Academic UIL events have begun, giving students the opportunity to enhance their education in a competitive way. UIL teams such as Debate and marching band have already competed successfully.

Hannah Ortega, Lead Reporter

Writing, math, science, social studies, literary criticism, accounting, debate. These are only a few of the many events offered in Academic UIL. Every year, students join teams and display their academic prowess in competitions that progressively rise from district to region to state.
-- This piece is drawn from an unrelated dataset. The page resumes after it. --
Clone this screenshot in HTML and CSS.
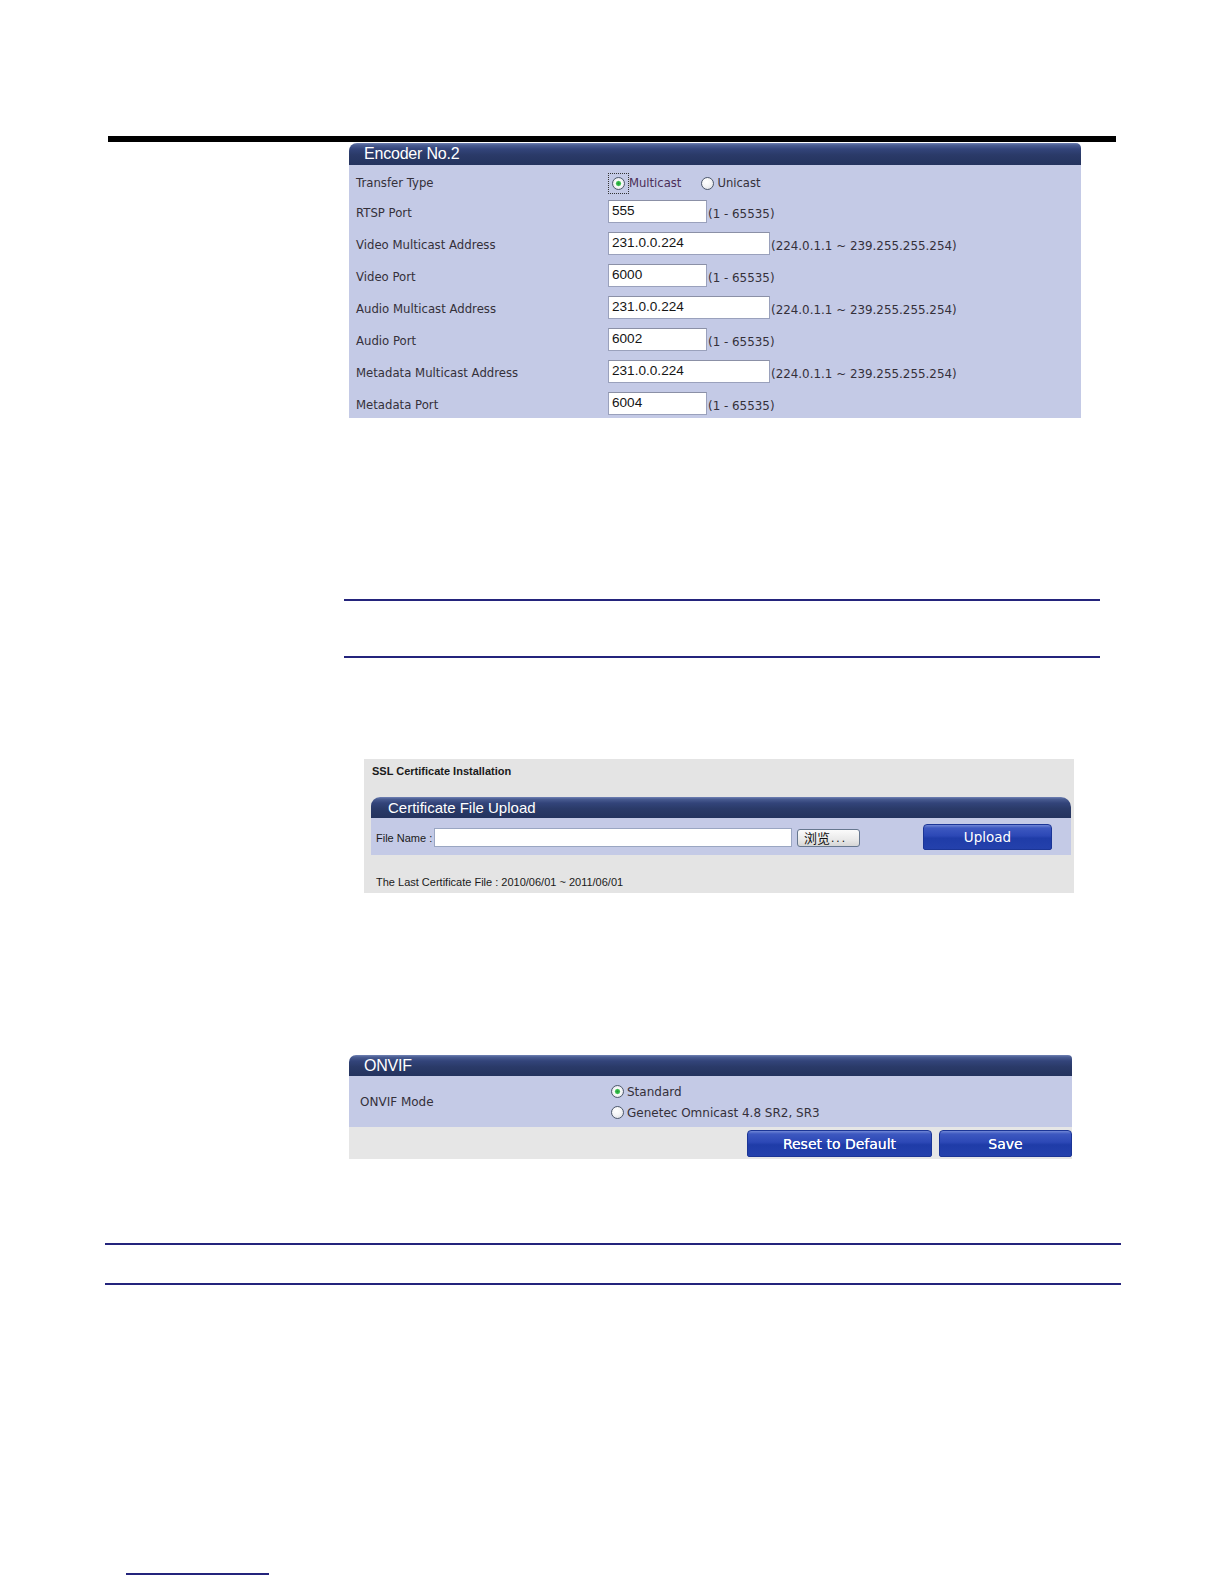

Teams consist of three, four, maybe even five members with alternates.

“Each event has a coach, [and] coaches should already be looking for their kids or if [student are] interested in a certain event, kids can go to that coach and say, ‘Hey, I want to work on this,’” speech and debate UIL coach Tami Parker said.

Cheryl Anderson, who was a ready writing coach at Sloan Creek, will continue to coach UIL at the high school level.
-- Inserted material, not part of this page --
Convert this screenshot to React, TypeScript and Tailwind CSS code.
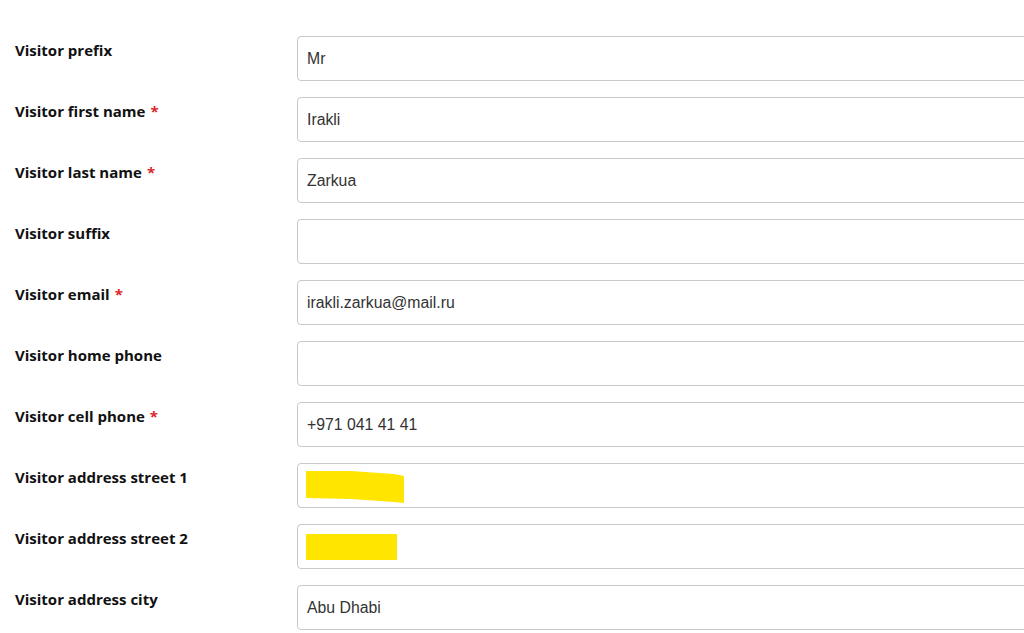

“I have coached ready writing at the middle school with great success and I’m hoping to bring that success to the high school level as well,” English UIL coach Cheryl Anderson said. “We had a state winner last year and I’m hoping that he will join the team again this year and he will help coach the other students this year so we’ll have three state winners.”

UIL participation can lead to scholarships, as there are several available. UIL also looks particularly good on a resume for college.

“I think its a good thing for students [to] be able to get a scholarship [that’s] awarding them for their hard work mainly, and they’re not easy to get so once you get one you should feel like you earned it,” science UIL coach Jason Taylor said.

After being selected for a team or asking to join, students attend practices and meets to prepare for the competition which starts in the spring.

“It’s a great opportunity. What I love about it is it just lets kids who are excellent writers [get] recognized for that. To be a great writer or to be really good at math, those are things that aren’t necessarily [recognized,]”  Parker said. “I love that you’re recognized for something that you’re just really good at. And I love that it encompasses so many events so it lets a lot of kids have the chance to shine.”